Sementara itu, indeks dolar AS (DXY) turun dari posisi 107,55 pada 28 Februari 2025 menjadi 104,16 pada pukul 08:52 WIB hari ini. Pelemahan dolar AS ini dipengaruhi oleh ekspektasi pasar terhadap kebijakan moneter yang lebih longgar dari Federal Reserve. Jika data ketenagakerjaan AS mengecewakan, maka pasar percaya bahwa Fed akan memangkas suku bunga acuan lebih cepat. Ini semakin mempercepat pelemahan dolar AS terhadap mata uang lainnya, termasuk rupiah.
Meski prospek penguatan rupiah tampak cerah, beberapa faktor domestik dapat membatasi laju apresiasinya. Permintaan dolar AS untuk impor dan pembayaran utang luar negeri masih menjadi tantangan. Selain itu, sentimen pasar terhadap aset berisiko juga perlu diperhatikan, mengingat ketidakpastian eksternal yang masih tinggi. Ekonom BCA Barra Kukuh Mamia memproyeksikan bahwa rupiah secara rata-rata di semester I-2025 akan berada pada level Rp16.400 per dolar AS.

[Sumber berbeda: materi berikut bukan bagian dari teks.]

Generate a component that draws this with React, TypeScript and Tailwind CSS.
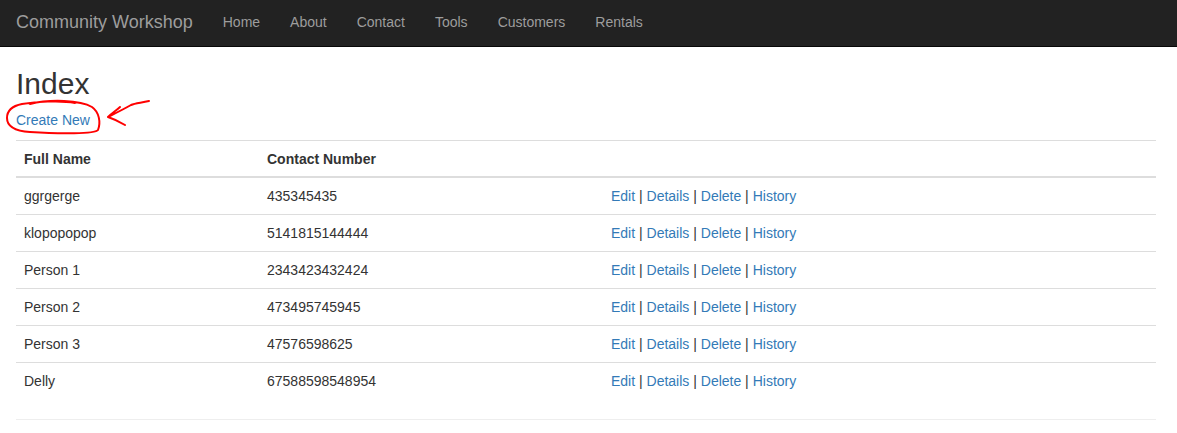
const people = [
  { name: 'ggrgerge', phone: '435345435' },
  { name: 'klopopopop', phone: '5141815144444' },
  { name: 'Person 1', phone: '2343423432424' },
  { name: 'Person 2', phone: '473495745945' },
  { name: 'Person 3', phone: '47576598625' },
  { name: 'Delly', phone: '67588598548954' },
];

const navLinks = ['Home', 'About', 'Contact', 'Tools', 'Customers', 'Rentals'];

function Scribble() {
  // red pen marks drawn over the "Create New" link
  return (
    <svg className="absolute left-0 top-[95px] pointer-events-none" width="160" height="45" viewBox="0 95 160 45">
      <path
        d="M30 104 C 50 99, 80 100, 92 107 C 99 112, 101 122, 98 130 C 95 134, 60 134, 30 132 C 14 131, 7 126, 7 118 C 7 110, 12 106, 22 104 C 35 102, 60 100, 75 103"
        fill="none"
        stroke="#ff0000"
        strokeWidth="2"
        strokeLinecap="round"
      />
      <path
        d="M149 101 C 140 103, 135 103, 131 105 C 124 109, 116 113, 108 117 M108 117 C 112 113, 117 110, 120 107 M108 117 C 114 119, 120 122, 125 125"
        fill="none"
        stroke="#ff0000"
        strokeWidth="2"
        strokeLinecap="round"
      />
    </svg>
  );
}

export default function App() {
  return (
    <div className="min-h-screen bg-white font-['Liberation_Sans',Arial,sans-serif] text-[14px] text-[#333] relative">
      <div className="h-[47px] bg-[#222] border-b border-[#080808] flex items-center pb-[2px]">
        <div className="pl-[16px] pr-[15px] text-[18px] text-[#9d9d9d]">Community Workshop</div>
        <div className="flex">
          {navLinks.map((l) => (
            <a key={l} className="px-[15px] text-[#9d9d9d]">{l}</a>
          ))}
        </div>
      </div>

      <div className="px-[16px] w-[1172px]">
        <h2 className="text-[30px] leading-[33px] mt-[20px] mb-[10px] font-normal">Index</h2>
        <p className="mb-[10px] leading-[20px]">
          <a className="text-[#337ab7]">Create New</a>
        </p>
        <table className="w-[1140px] border-collapse mb-[20px]">
          <thead>
            <tr className="border-t border-[#ddd] border-b-2 border-b-[#ddd]">
              <th className="text-left font-bold px-[8px] pt-[8px] pb-[7px] leading-[20px] w-[243px]">Full Name</th>
              <th className="text-left font-bold px-[8px] pt-[8px] pb-[7px] leading-[20px] w-[344px]">Contact Number</th>
              <th className="px-[8px] pt-[8px] pb-[7px]"></th>
            </tr>
          </thead>
          <tbody>
            {people.map((p) => (
              <tr key={p.name} className="border-t border-[#ddd]">
                <td className="px-[8px] py-[8px] leading-[20px]">{p.name}</td>
                <td className="px-[8px] py-[8px] leading-[20px]">{p.phone}</td>
                <td className="px-[8px] py-[8px] leading-[20px]">
                  <a className="text-[#337ab7]">Edit</a> | <a className="text-[#337ab7]">Details</a> |{' '}
                  <a className="text-[#337ab7]">Delete</a> | <a className="text-[#337ab7]">History</a>
                </td>
              </tr>
            ))}
          </tbody>
        </table>
        <hr className="w-[1140px] border-t border-[#eee]" />
      </div>

      <Scribble />
    </div>
  );
}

Dalam jangka pendek, rupiah berpotensi overshoot ke sekitar Rp16.100 per dolar AS. Namun, Barra tetap mempertahankan proyeksi fundamental rupiah di Rp16.400 untuk paruh pertama tahun 2025. Faktor-faktor domestik seperti permintaan dolar AS untuk impor dan pembayaran utang luar negeri, serta sentimen pasar terhadap aset berisiko, tetap menjadi variabel penting yang perlu dipertimbangkan dalam dinamika penguatan rupiah.